Talk To Her's two male protagonists love women who, at some stage during the journey of the movie, are in coma. Benigno (Javier Camara) is a slightly chubby, lonely man, dutifully taking care of his dying mother. When the mother passes on, Benigno musters enough courage to strike a conversation with the beautiful Alicia (Leonor Watling) who is training to be a dancer. Alicia's dancing school --- located right across from Benigno's apartment is run by Katarina, played by the gorgeous Geraldine Chaplin.

But soon after their first meeting, Alicia is hit by a car and as she is in a coma, Benigno manages to get a job in the hospital caring for the woman who he secretly loves. It is a chance happening --- stuff that movies are made off; the kind of liberty that even the best of directors take in portraying realistic stories.

Benigno spends a large part of his waking days --- and often nights, with the comatose Alicia, massaging her, changing her clothes, sheets, cutting her hair, giving her pedicures and all the time talking to her. The conversations go one way but Alicia gets to hear all about Benigno's days, nights, the people he meets, the dance performances and films he sees.

Meanwhile Argentinean journalist Marco (Dario Grandinetti) becomes enthralled by the Lydia (Rosario Floes), a female matador. Lydia gets injured in the bull fighting arena, and in a coma she is taken to the same hospital, and the same floor where Benigno is caring for Alicia.

The hospital becomes the setting for Almodovar's main focus of the film --- the deep camaraderie that develops between Marco and Benigno. Marco is a successful journalist even though we see him cry a few times, but he holds back his emotions, especially after Lydia's accident. And it takes a social misfit like Benigno to get Marco to face his inner self.

"Talk to her," Benigno says to Marco. It is a friendly advice which should help Marco face Lydia's condition. And Marco too works his way in trying to get Benigno to acknowledge the reality. Alicia is practically dead, Marco has to sometimes remind Benigno.

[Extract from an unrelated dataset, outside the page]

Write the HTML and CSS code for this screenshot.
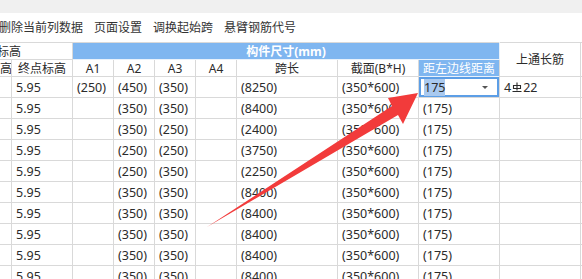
FILE: index.html
```html
<!DOCTYPE html>
<html lang="zh-CN">

<head>
    <meta charset="UTF-8">
    <meta name="viewport" content="width=device-width, initial-scale=1.0">
    <title>梁平法表格</title>
    <link rel="stylesheet" href="styles.css">
</head>

<body>
    <div class="topbar"></div>

    <div class="toolbar">
        <span class="tool first">删除当前列数据</span>
        <span class="tool">页面设置</span>
        <span class="tool">调换起始跨</span>
        <span class="tool">悬臂钢筋代号</span>
    </div>

    <div class="sheet">
        <table class="grid">
            <colgroup>
                <col class="w-c0">
                <col class="w-c1">
                <col class="w-a">
                <col class="w-a">
                <col class="w-a">
                <col class="w-a">
                <col class="w-span">
                <col class="w-sec">
                <col class="w-dist">
                <col class="w-top">
                <col class="w-rest">
            </colgroup>
            <thead>
                <tr class="head1">
                    <th colspan="2" class="left"><span class="cut">标高</span></th>
                    <th colspan="7" class="blue bold">构件尺寸(mm)</th>
                    <th rowspan="2">上通长筋</th>
                    <th rowspan="2"></th>
                </tr>
                <tr class="head2">
                    <th class="right">高</th>
                    <th>终点标高</th>
                    <th>A1</th>
                    <th>A2</th>
                    <th>A3</th>
                    <th>A4</th>
                    <th>跨长</th>
                    <th>截面(B*H)</th>
                    <th class="blue">距左边线距离</th>
                </tr>
            </thead>
            <tbody>
                <tr>
                    <td></td><td>5.95</td><td>(250)</td><td>(450)</td><td>(350)</td><td></td>
                    <td>(8250)</td><td>(350*600)</td>
                    <td class="sel"><span class="picked">175</span><span class="drop"></span><span class="handle"></span></td>
                    <td>4<svg class="rebar" width="10" height="11" viewBox="0 0 10 11"><path d="M1.5 3.5h7v3h-7z M5 0.5v8 M0.5 9.5h9" fill="none" stroke="#2b2b2b" stroke-width="1.1"/></svg>22</td>
                    <td></td>
                </tr>
                <tr>
                    <td></td><td>5.95</td><td></td><td>(350)</td><td>(350)</td><td></td>
                    <td>(8400)</td><td>(350*600)</td><td>(175)</td><td></td><td></td>
                </tr>
                <tr>
                    <td></td><td>5.95</td><td></td><td>(350)</td><td>(250)</td><td></td>
                    <td>(2400)</td><td>(350*600)</td><td>(175)</td><td></td><td></td>
                </tr>
                <tr>
                    <td></td><td>5.95</td><td></td><td>(250)</td><td>(250)</td><td></td>
                    <td>(3750)</td><td>(350*600)</td><td>(175)</td><td></td><td></td>
                </tr>
                <tr>
                    <td></td><td>5.95</td><td></td><td>(250)</td><td>(350)</td><td></td>
                    <td>(2250)</td><td>(350*600)</td><td>(175)</td><td></td><td></td>
                </tr>
                <tr>
                    <td></td><td>5.95</td><td></td><td>(350)</td><td>(350)</td><td></td>
                    <td>(8400)</td><td>(350*600)</td><td>(175)</td><td></td><td></td>
                </tr>
                <tr>
                    <td></td><td>5.95</td><td></td><td>(350)</td><td>(350)</td><td></td>
                    <td>(8400)</td><td>(350*600)</td><td>(175)</td><td></td><td></td>
                </tr>
                <tr>
                    <td></td><td>5.95</td><td></td><td>(350)</td><td>(350)</td><td></td>
                    <td>(8400)</td><td>(350*600)</td><td>(175)</td><td></td><td></td>
                </tr>
                <tr>
                    <td></td><td>5.95</td><td></td><td>(350)</td><td>(350)</td><td></td>
                    <td>(8400)</td><td>(350*600)</td><td>(175)</td><td></td><td></td>
                </tr>
                <tr>
                    <td></td><td>5.95</td><td></td><td>(350)</td><td>(350)</td><td></td>
                    <td>(8400)</td><td>(350*600)</td><td>(175)</td><td></td><td></td>
                </tr>
            </tbody>
        </table>

        <!-- annotation arrow drawn over the sheet -->
        <svg class="arrow" width="582" height="237" viewBox="0 42 582 237">
            <polygon points="207,227 392,106 388,98 418,93 403,124 398,115" fill="#f23b3b"/>
        </svg>
    </div>
</body>

</html>
```

FILE: styles.css
```css
* {
    box-sizing: border-box;
}

body {
    margin: 0;
    width: 582px;
    height: 279px;
    overflow: hidden;
    background-color: #ffffff;
    color: #2b2b2b;
    font-family: "Noto Sans", "Noto Sans CJK SC", sans-serif;
    font-size: 12px;
}

.topbar {
    height: 13px;
    background-color: #f0f0f0;
}

.toolbar {
    height: 29px;
    display: flex;
    align-items: center;
    gap: 11px;
    padding-bottom: 1px;
    color: #333;
    font-size: 12px;
    white-space: nowrap;
}

.tool.first {
    margin-left: -1px;
}

.sheet {
    position: relative;
    overflow: hidden;
    height: 237px;
}

.grid {
    border-collapse: collapse;
    table-layout: fixed;
    width: 640px;
    margin-left: -1px;
}

.w-c0 { width: 12px; }
.w-c1 { width: 61px; }
.w-a { width: 41px; }
.w-span { width: 101px; }
.w-sec { width: 81px; }
.w-dist { width: 81px; }
.w-top { width: 81px; }
.w-rest { width: 60px; }

.grid th,
.grid td {
    border: 1px solid #d9d9d9;
    padding: 0 0 0 4px;
    white-space: nowrap;
    overflow: hidden;
    text-align: left;
}

.grid th {
    font-weight: normal;
    font-size: 12px;
    text-align: center;
    padding: 0;
    line-height: 15px;
}

.head1 th,
.head2 th {
    height: 17px;
}

.grid th.left {
    text-align: left;
}

.grid th.right {
    text-align: right;
    padding-right: 1px;
}

.cut {
    margin-left: -3px;
}

.grid th.blue {
    background-color: #7fb6f0;
    color: #ffffff;
    border-color: #e8f1fb;
}

.head1 th.blue {
    border-left-color: #d9d9d9;
    border-top-color: #d9d9d9;
}

.grid th.bold {
    font-weight: bold;
}

.grid td {
    height: 21px;
    font-size: 12.5px;
    line-height: 19px;
}

.grid td.sel {
    position: relative;
    box-shadow: inset 0 0 0 2px #5c9ee6;
    padding-left: 5px;
}

.picked {
    background-color: #a9c9ef;
}

.drop {
    position: absolute;
    right: 11px;
    top: 9px;
    width: 0;
    height: 0;
    border-left: 3px solid transparent;
    border-right: 3px solid transparent;
    border-top: 3px solid #555;
}

.handle {
    position: absolute;
    right: -2px;
    bottom: -2px;
    width: 4px;
    height: 4px;
    background-color: #5c9ee6;
}

.rebar {
    vertical-align: -1px;
    margin: 0 1px;
}

.arrow {
    position: absolute;
    left: 0;
    top: 0;
    pointer-events: none;
}
```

Camara and Grandinetti are two fine actors, both performing with Almodovar for the first time. The two have very distinct acting styles. Camara's Benigno acts with his voice, his dialogues, and his body gestures. Grandinetti's Marco is much quieter. He mostly speaks and expresses his emotions through his eyes. Almodovar has said that he cast Grandinetti because of the actor's ability to walk --- comparing him to Hollywood legends like John Wayne, Gary Cooper and Robert Mitchum. But John Wayne never cried.

Talk To Her opens and closes with two breathtaking dance performances by Pina Bausch. And in the center of the film is a special opportunity to see the Argentinean singer Caetano Veloso perform in his heartrending voice 'live' on the screen. Talk To Her is replete with moments like these which will please the viewers' senses. It will also feel good to cry while watching the film.